The request
Leave out the images and repeat the listing below without a single change.

Data section
◆ ◆ ◆ ◆ ◆ ◆ ◆

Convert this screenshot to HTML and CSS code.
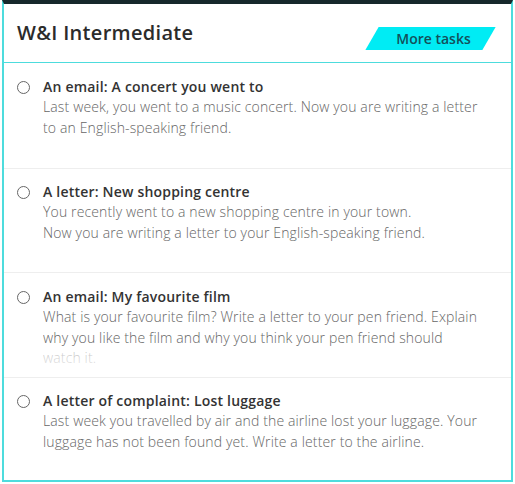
FILE: index.html
```html
<!DOCTYPE html>
<html>
<head>
<meta charset="utf-8">
<link rel="stylesheet" href="styles.css">
</head>
<body>
<div class="card">
  <div class="header">
    <h1 class="title">W&amp;I Intermediate</h1>
    <a class="more" href="#"><span>More tasks</span></a>
  </div>
  <ul class="tasks">
    <li class="task first">
      <span class="radio"></span>
      <div class="body">
        <div class="task-title">An email: A concert you went to</div>
        <div class="desc">Last week, you went to a music concert. Now you are writing a letter to an English-speaking friend.</div>
      </div>
    </li>
    <li class="task short">
      <span class="radio"></span>
      <div class="body">
        <div class="task-title">A letter: New shopping centre</div>
        <div class="desc">You recently went to a new shopping centre in your town.<br>Now you are writing a letter to your English-speaking friend.</div>
      </div>
    </li>
    <li class="task">
      <span class="radio"></span>
      <div class="body">
        <div class="task-title">An email: My favourite film</div>
        <div class="desc">What is your favourite film? Write a letter to your pen friend. Explain why you like the film and why you think your pen friend should watch it.</div>
      </div>
    </li>
    <li class="task last">
      <span class="radio"></span>
      <div class="body">
        <div class="task-title">A letter of complaint: Lost luggage</div>
        <div class="desc">Last week you travelled by air and the airline lost your luggage. Your luggage has not been found yet. Write a letter to the airline.</div>
      </div>
    </li>
  </ul>
</div>
</body>
</html>
```

FILE: styles.css
```css
html, body {
  margin: 0;
  padding: 0;
  background: #ffffff;
}
body {
  font-family: "Open Sans", "Liberation Sans", sans-serif;
}
.card {
  width: 507px;
  margin-left: 2px;
  border: 2px solid #4ddcdd;
  border-top: 4px solid #16282b;
  background: #fff;
  box-shadow: 0 3px 0 #c9ccd4;
}
.header {
  height: 59px;
  border-bottom: 1px solid #4ddcdd;
  display: flex;
  justify-content: space-between;
  align-items: flex-start;
  padding: 0 22px 0 13px;
  box-sizing: border-box;
}
.title {
  margin: 15px 0 0;
  font-size: 20px;
  font-weight: 600;
  line-height: 28px;
  letter-spacing: 0.3px;
  color: #2b2b2b;
}
.more {
  margin-top: 23px;
  position: relative;
  width: 117px;
  height: 23px;
  display: flex;
  align-items: center;
  justify-content: center;
  text-decoration: none;
  color: #13505a;
  font-size: 14px;
  font-weight: 600;
}
.more::before {
  content: "";
  position: absolute;
  inset: 0;
  background: #00ecf4;
  transform: skewX(-30deg);
}
.more span {
  position: relative;
  padding-left: 6px;
}
.tasks {
  list-style: none;
  margin: 0;
  padding: 0;
}
.task {
  display: flex;
  align-items: flex-start;
  height: 105px;
  box-sizing: border-box;
  padding: 14px 0 0 13px;
  border-bottom: 1px solid #eeeeee;
}
.task.first {
  height: 106px;
}
.task.short {
  height: 104px;
  padding-top: 13px;
}
.task.last {
  border-bottom: none;
  height: 102px;
  padding-top: 13px;
}
.radio {
  flex: none;
  width: 11px;
  height: 11px;
  border: 1px solid #666;
  border-radius: 50%;
  margin-top: 4px;
  margin-right: 13px;
}
.body {
  width: 437px;
}
.task-title {
  font-size: 14px;
  font-weight: 600;
  line-height: 20px;
  letter-spacing: 0.2px;
  color: #333;
}
.desc {
  position: relative;
  font-size: 14px;
  font-weight: 300;
  line-height: 20.5px;
  letter-spacing: 0.14px;
  color: #666;
  max-height: 61px;
  overflow: hidden;
}
.desc::after {
  content: "";
  position: absolute;
  left: 0;
  right: 0;
  top: 40px;
  height: 21px;
  background: linear-gradient(to bottom, rgba(255,255,255,0.55), rgba(255,255,255,0.85));
}
```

◆ ◆ ◆ ◆ ◆ ◆ ◆

Output below
Convert this screenshot to HTML and CSS code.
FILE: index.html
```html
<!DOCTYPE html>
<html>
<head>
<meta charset="utf-8">
<link rel="stylesheet" href="styles.css">
</head>
<body>
<div class="card">
  <div class="header">
    <h1 class="title">W&amp;I Intermediate</h1>
    <a class="more" href="#"><span>More tasks</span></a>
  </div>
  <ul class="tasks">
    <li class="task first">
      <span class="radio"></span>
      <div class="body">
        <div class="task-title">An email: A concert you went to</div>
        <div class="desc">Last week, you went to a music concert. Now you are writing a letter to an English-speaking friend.</div>
      </div>
    </li>
    <li class="task short">
      <span class="radio"></span>
      <div class="body">
        <div class="task-title">A letter: New shopping centre</div>
        <div class="desc">You recently went to a new shopping centre in your town.<br>Now you are writing a letter to your English-speaking friend.</div>
      </div>
    </li>
    <li class="task">
      <span class="radio"></span>
      <div class="body">
        <div class="task-title">An email: My favourite film</div>
        <div class="desc">What is your favourite film? Write a letter to your pen friend. Explain why you like the film and why you think your pen friend should watch it.</div>
      </div>
    </li>
    <li class="task last">
      <span class="radio"></span>
      <div class="body">
        <div class="task-title">A letter of complaint: Lost luggage</div>
        <div class="desc">Last week you travelled by air and the airline lost your luggage. Your luggage has not been found yet. Write a letter to the airline.</div>
      </div>
    </li>
  </ul>
</div>
</body>
</html>
```

FILE: styles.css
```css
html, body {
  margin: 0;
  padding: 0;
  background: #ffffff;
}
body {
  font-family: "Open Sans", "Liberation Sans", sans-serif;
}
.card {
  width: 507px;
  margin-left: 2px;
  border: 2px solid #4ddcdd;
  border-top: 4px solid #16282b;
  background: #fff;
  box-shadow: 0 3px 0 #c9ccd4;
}
.header {
  height: 59px;
  border-bottom: 1px solid #4ddcdd;
  display: flex;
  justify-content: space-between;
  align-items: flex-start;
  padding: 0 22px 0 13px;
  box-sizing: border-box;
}
.title {
  margin: 15px 0 0;
  font-size: 20px;
  font-weight: 600;
  line-height: 28px;
  letter-spacing: 0.3px;
  color: #2b2b2b;
}
.more {
  margin-top: 23px;
  position: relative;
  width: 117px;
  height: 23px;
  display: flex;
  align-items: center;
  justify-content: center;
  text-decoration: none;
  color: #13505a;
  font-size: 14px;
  font-weight: 600;
}
.more::before {
  content: "";
  position: absolute;
  inset: 0;
  background: #00ecf4;
  transform: skewX(-30deg);
}
.more span {
  position: relative;
  padding-left: 6px;
}
.tasks {
  list-style: none;
  margin: 0;
  padding: 0;
}
.task {
  display: flex;
  align-items: flex-start;
  height: 105px;
  box-sizing: border-box;
  padding: 14px 0 0 13px;
  border-bottom: 1px solid #eeeeee;
}
.task.first {
  height: 106px;
}
.task.short {
  height: 104px;
  padding-top: 13px;
}
.task.last {
  border-bottom: none;
  height: 102px;
  padding-top: 13px;
}
.radio {
  flex: none;
  width: 11px;
  height: 11px;
  border: 1px solid #666;
  border-radius: 50%;
  margin-top: 4px;
  margin-right: 13px;
}
.body {
  width: 437px;
}
.task-title {
  font-size: 14px;
  font-weight: 600;
  line-height: 20px;
  letter-spacing: 0.2px;
  color: #333;
}
.desc {
  position: relative;
  font-size: 14px;
  font-weight: 300;
  line-height: 20.5px;
  letter-spacing: 0.14px;
  color: #666;
  max-height: 61px;
  overflow: hidden;
}
.desc::after {
  content: "";
  position: absolute;
  left: 0;
  right: 0;
  top: 40px;
  height: 21px;
  background: linear-gradient(to bottom, rgba(255,255,255,0.55), rgba(255,255,255,0.85));
}
```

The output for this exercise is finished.